The Webhook Translator a new component that has been added to translate webhooks, allowing the translation of an alert generated by Alert Manager to the appropriate Airflow DAG endpoint, and enabling the capability to translate in the future external alerts from VNF or other systems to dedicated Airflow workflows.
- It is lightweight. A very small number of lines of code does the work.
- It is stateless. It only translates HTTP requests. No state for those translations. When running as a deployment, native scaling is achieved by means of Kubernetes services.
- It is simple. It is based on [FastAPI](https://fastapi.tiangolo.com/), a simple and fast framework for developing an HTTP REST API in Python.
The code of the webhook can be found in [Gerrit](https://osm.etsi.org/gerrit/osm/NG-SA) and in [Gitlab](https://osm.etsi.org/gitlab/osm/ng-sa/-/tree/master/osm_webhook_translator).
### Metric acquisition and derivation
The following figure illustrates the general workflow for metric acquisition and derivation.
Metrics are acquired in OSM with dedicated Airflow DAGs. In some cases, such as for the obtention of the NS topologies, a single DAG is used. For other cases such as the gathering of the VIM status, the VM status and the VM resource consumption metrics, a DAG per VIM is used. The following figure shows a screenshot of the DAGs as shown by Airflow UI.
Below a summary of the metrics acquired by OSM, summarizing its input, output and the software used for the process.
- NS topology:
- From Mongo DB to Prometheus
- Software used to acquire the metric: Airflow DAG + Prometheus PushGateway
- VM status:
- From MongoDB and VIM to Prometheus
- Software used to acquire the metric: Airflow DAG per VIM + Prometheus PushGateway
- VIM status
- From MongoDB and VIM to Prometheus
- Software used to acquire the metric: Airflow DAG per VIM + Prometheus PushGateway
- VM metrics (resource consumption)
- From MongoDB and VIM to Prometheus
- Software used to acquire the metric: Airflow DAG per VIM + Prometheus PushGateway
The following figure illustrates graphically the specific workflows for metric acquisition.

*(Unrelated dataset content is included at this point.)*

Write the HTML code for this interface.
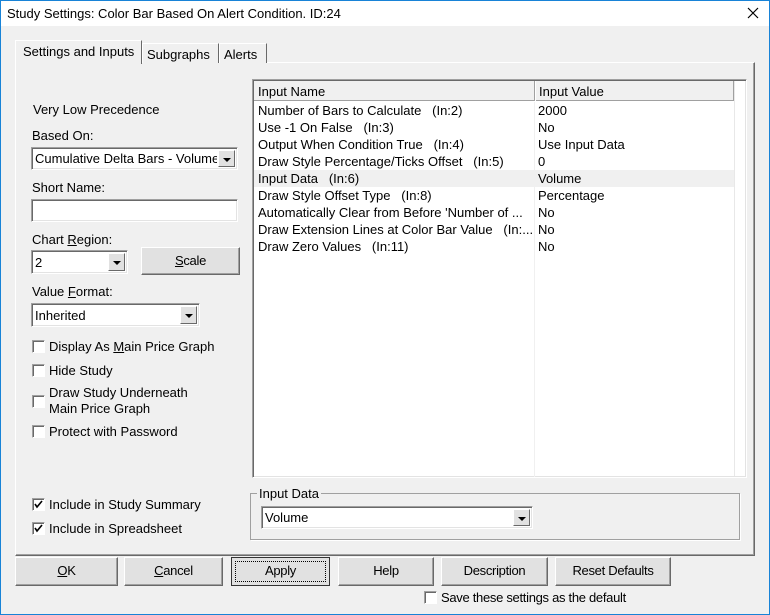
<!DOCTYPE html>
<html><head><style>
*{box-sizing:border-box;margin:0;padding:0}
body{width:770px;height:615px;background:#f0f0f0;font-family:"Liberation Sans",Arial,sans-serif;font-size:13px;color:#000;position:relative;overflow:hidden}
.a{position:absolute;white-space:nowrap}
.win{position:absolute;left:0;top:0;width:770px;height:615px;border:1px solid #1883d7}
.title{position:absolute;left:1px;top:1px;width:768px;height:25px;background:#fff}
.sunk{position:absolute;background:#fff;border-top:1px solid #a0a0a0;border-left:1px solid #a0a0a0;border-right:1px solid #fff;border-bottom:1px solid #fff;box-shadow:inset 1px 1px 0 #696969, inset -1px -1px 0 #e3e3e3}
.btn{position:absolute;background:#e1e1e1;border:1px solid #fff;border-right-color:#696969;border-bottom-color:#696969;box-shadow:inset -1px -1px 0 #a0a0a0;text-align:center;font-size:13px;letter-spacing:-0.3px}
.dd{position:absolute;top:2px;right:2px;width:17px;bottom:2px;background:#e1e1e1;border:1px solid #fff;border-right-color:#696969;border-bottom-color:#696969}
.dd:after{content:"";position:absolute;left:4px;top:7px;border-left:4px solid transparent;border-right:4px solid transparent;border-top:4px solid #000}
.cb{position:absolute;width:13px;height:13px;background:#fff;border:1px solid #a0a0a0;border-right-color:#fff;border-bottom-color:#fff;box-shadow:inset 1px 1px 0 #696969}
.tab{position:absolute;background:#f0f0f0;border:1px solid #fff;border-bottom:none;border-right-color:#696969;padding:0 4px}
.row{position:absolute;left:5px;height:17px;width:476px}
.row span{position:absolute;top:1px}
</style></head><body>
<div class="win"></div>
<div class="title"></div>
<div class="a" style="left:7px;top:6px;font-size:13px">Study Settings: Color Bar Based On Alert Condition. ID:24</div>
<svg class="a" style="left:747px;top:7px" width="12" height="12"><path d="M1 1L11 11M11 1L1 11" stroke="#000" stroke-width="1.2"/></svg>

<div class="a" style="left:15px;top:62px;width:740px;height:494px;border:1px solid #fff;border-right-color:#696969;border-bottom-color:#696969;box-shadow:inset -1px -1px 0 #a0a0a0"></div>
<div class="tab" style="left:142px;top:43px;width:77px;height:20px;"><span class="a" style="left:4px;top:3px">Subgraphs</span></div>
<div class="tab" style="left:219px;top:43px;width:48px;height:20px;"><span class="a" style="left:4px;top:3px">Alerts</span></div>
<div class="tab" style="left:15px;top:40px;width:127px;height:24px;border-right:1px solid #696969;z-index:2"><span class="a" style="left:7px;top:3px">Settings and Inputs</span></div>

<div class="a" style="left:33px;top:102px">Very Low Precedence</div>
<div class="a" style="left:32px;top:128px">Based On:</div>
<div class="sunk" style="left:31px;top:147px;width:207px;height:23px"><span class="a" style="left:3px;top:3px;width:182px;overflow:hidden">Cumulative Delta Bars - Volume</span><div class="dd"></div></div>
<div class="a" style="left:32px;top:180px">Short Name:</div>
<div class="sunk" style="left:31px;top:199px;width:207px;height:23px"></div>
<div class="a" style="left:32px;top:232px">Chart <u>R</u>egion:</div>
<div class="sunk" style="left:31px;top:250px;width:97px;height:24px"><span class="a" style="left:3px;top:4px">2</span><div class="dd"></div></div>
<div class="btn" style="left:141px;top:247px;width:99px;height:28px;line-height:25px"><u>S</u>cale</div>
<div class="a" style="left:32px;top:284px">Value <u>F</u>ormat:</div>
<div class="sunk" style="left:31px;top:303px;width:169px;height:24px"><span class="a" style="left:3px;top:4px">Inherited</span><div class="dd"></div></div>
<div class="cb" style="left:32px;top:340px"></div><div class="a" style="left:49px;top:339px">Display As <u>M</u>ain Price Graph</div>
<div class="cb" style="left:32px;top:364px"></div><div class="a" style="left:49px;top:363px">Hide Study</div>
<div class="cb" style="left:32px;top:395px"></div><div class="a" style="left:49px;top:385px;line-height:16px">Draw Study Underneath<br>Main Price Graph</div>
<div class="cb" style="left:32px;top:425px"></div><div class="a" style="left:49px;top:424px">Protect with Password</div>
<div class="cb" style="left:32px;top:498px"></div><svg class="a" style="left:34px;top:500px" width="9" height="9"><path d="M1 4L3 7L8 1" stroke="#000" stroke-width="1.6" fill="none"/></svg><div class="a" style="left:49px;top:497px">Include in Study Summary</div>
<div class="cb" style="left:32px;top:522px"></div><svg class="a" style="left:34px;top:524px" width="9" height="9"><path d="M1 4L3 7L8 1" stroke="#000" stroke-width="1.6" fill="none"/></svg><div class="a" style="left:49px;top:521px">Include in Spreadsheet</div>

<div class="sunk" style="left:252px;top:79px;width:495px;height:399px">
  <div class="a" style="left:1px;top:1px;width:480px;height:20px;background:#f0f0f0;border-bottom:1px solid #a0a0a0"></div>
  <div class="a" style="left:281px;top:1px;width:1px;height:20px;background:#a0a0a0"></div>
  <div class="a" style="left:282px;top:1px;width:1px;height:20px;background:#fff"></div>
  <div class="a" style="left:480px;top:1px;width:1px;height:20px;background:#a0a0a0"></div>
  <div class="a" style="left:481px;top:1px;width:1px;height:395px;background:#e8e8e8"></div>
  <div class="a" style="left:5px;top:4px">Input Name</div>
  <div class="a" style="left:286px;top:4px">Input Value</div>
  <div class="a" style="left:281px;top:22px;width:1px;height:375px;background:#f0f0f0"></div>
  <div class="row" style="top:22px"><span>Number of Bars to Calculate &nbsp;&nbsp;(In:2)</span><span style="left:280px">2000</span></div>
  <div class="row" style="top:39px"><span>Use -1 On False &nbsp;&nbsp;(In:3)</span><span style="left:280px">No</span></div>
  <div class="row" style="top:56px"><span>Output When Condition True &nbsp;&nbsp;(In:4)</span><span style="left:280px">Use Input Data</span></div>
  <div class="row" style="top:73px"><span>Draw Style Percentage/Ticks Offset &nbsp;&nbsp;(In:5)</span><span style="left:280px">0</span></div>
  <div class="row" style="top:90px;background:#f0f0f0;left:1px;width:480px"><span style="left:4px">Input Data &nbsp;&nbsp;(In:6)</span><span style="left:284px">Volume</span></div>
  <div class="row" style="top:107px"><span>Draw Style Offset Type &nbsp;&nbsp;(In:8)</span><span style="left:280px">Percentage</span></div>
  <div class="row" style="top:124px"><span>Automatically Clear from Before 'Number of ...</span><span style="left:280px">No</span></div>
  <div class="row" style="top:141px"><span>Draw Extension Lines at Color Bar Value &nbsp;&nbsp;(In:...</span><span style="left:280px">No</span></div>
  <div class="row" style="top:158px"><span>Draw Zero Values &nbsp;&nbsp;(In:11)</span><span style="left:280px">No</span></div>
</div>

<div class="a" style="left:250px;top:493px;width:490px;height:47px;border:1px solid #a0a0a0;box-shadow:1px 1px 0 #fff"></div>
<div class="a" style="left:257px;top:486px;background:#f0f0f0;padding:0 2px">Input Data</div>
<div class="sunk" style="left:261px;top:506px;width:272px;height:23px"><span class="a" style="left:3px;top:3px">Volume</span><div class="dd"></div></div>

<div class="btn" style="left:15px;top:557px;width:103px;height:29px;line-height:26px"><u>O</u>K</div>
<div class="btn" style="left:124px;top:557px;width:99px;height:29px;line-height:26px"><u>C</u>ancel</div>
<div class="btn" style="left:231px;top:557px;width:99px;height:29px;line-height:25px;border:1px solid #333;box-shadow:none"><div class="a" style="left:3px;top:3px;right:3px;bottom:3px;border:1px dotted #000"></div>Apply</div>
<div class="btn" style="left:338px;top:557px;width:96px;height:29px;line-height:26px">Help</div>
<div class="btn" style="left:441px;top:557px;width:107px;height:29px;line-height:26px">Description</div>
<div class="btn" style="left:555px;top:557px;width:116px;height:29px;line-height:26px">Reset Defaults</div>
<div class="cb" style="left:424px;top:591px"></div><div class="a" style="left:441px;top:590px;letter-spacing:-0.3px">Save these settings as the default</div>
</body></html>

The metrics, as acquired by OSM, might not be useful per-se, since they are not related to OSM objects. For instance, the VM status or the VM resource consumption metrics are only useful when they relate to a VNF instance or a NS instance. [Prometheus recording rules](https://prometheus.io/docs/prometheus/latest/configuration/recording_rules/) allow to derive metrics from existing metrics, computing them and saving the result as a new set of time series. The following figure shows a screenshot of the metrics derived in Prometheus.

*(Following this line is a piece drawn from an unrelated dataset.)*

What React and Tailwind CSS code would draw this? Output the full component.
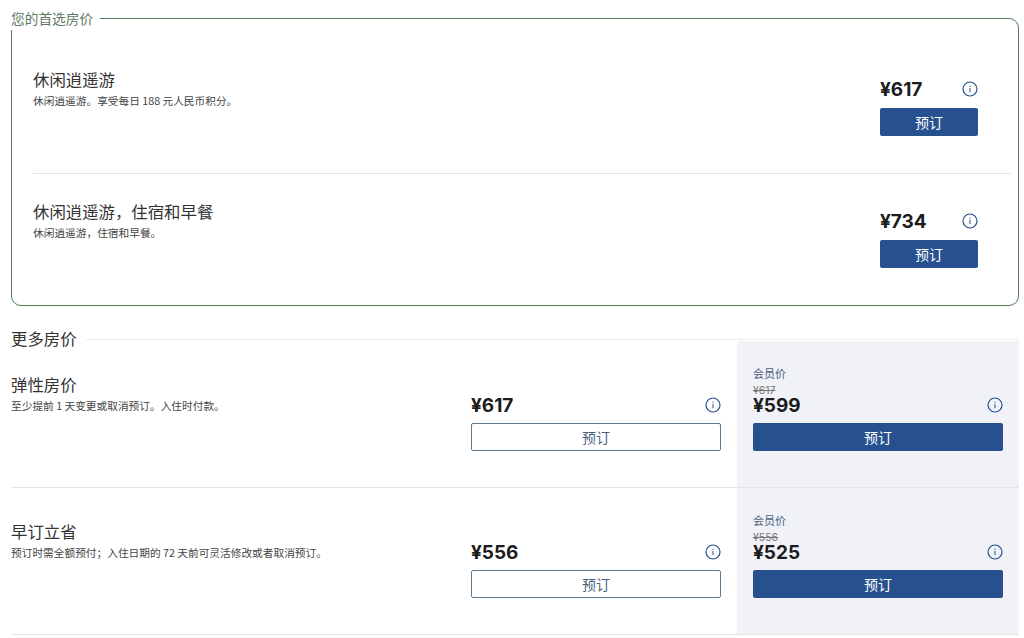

Below a summary of the metrics derived by OSM, summarizing its input, output and the software used for the process.
- Extended VM status:
- From Prometheus (NS topology, VM status) to Prometheus
- Software used to derive the metric: Prometheus Recording Rules
- VNF status:
- From Prometheus (Extended VM status) to Prometheus
- Software used to derive the metric: Prometheus Recording Rules
- NS status:
- From Prometheus (Extended VM status) to Prometheus
- Software used to derive the metric: Prometheus Recording Rules
Finally, the following figure summarizes graphically the specific workflows for metric derivation.
### Closed loops in OSM
The following figure illustrates the general workflow for closed-loops in OSM that is used both for auto-healing and auto-scaling.
-**Prometheus alerts**. All monitoring information (status of VIMs and VNFs managed by OSM) is stored in Prometheus. Prometheus has a simple alert generation mechanism based on [alerting rules](https://prometheus.io/docs/prometheus/latest/configuration/alerting_rules/) that are configured in a similar way as the recording rules. The alerts are automatically triggered and stopped depending on their defining rule.
- For the case of auto-healing operation, a static rule is pre-defined, which generates an alert when the status of a VM is down for more than a given period.
- For the case of auto-scaling operations, a sidecar container deployed with Prometheus dynamicaly updates the Prometheus alert rules as they are created/deleted by OSM in MongoDB at instantiation/termination time.
-**AlertManager**. [AlertManager](https://prometheus.io/docs/alerting/latest/alertmanager/) allows managing alerts, including silencing, inhibition, aggregation and sending out notifications. The alerts generated by Prometheus are sent to AlertManager, which forwards them to a webhook. The use of AlertManager is necessary as an intermediate step because Prometheus cannot send alerts directly to a webhook. In addition, AlertManager includes mechanisms for silencing, inhibition, aggregation, etc., which could be leveraged by OSM in the future.
-**Webhook Translator**. AlertManager can send alerts to multiple external systems via, for example, HTTP, but does not integrate directly with Airflow, which is the system that will run the worflows or DAGs for healing and scaling. Airflow has its own format for webhooks. The Webhook Translator is added to translate HTTP requests: it receives an HTTP request from AlertManager and forwards it to a supported Airflow webhook in the format expected by Airflow.
-**Airflow DAG driven by webhook**. The last step in the pipeline is running the DAG which will process the alert and execute the necessary actions to carry out the closed-loop operation. In the case of auto-healing, when the firing alert about a VM arrives, the DAG will check if there is an auto-healing rule stored in MongoDB regarding to this VM/VDU. In that case, the DAG updates alert status in MongoDB and sends to Kafka a heal message that will be consumed by LCM, which finally performs the healing operation.
-**MongoDB**. The information (auto-healing and auto-scaling rules) used for closed-loop operations is stored in MongoDB in the collection `alerts`. LCM is responsible of inserting and deleting the alarm-related objects when an NS is instantiated or terminated.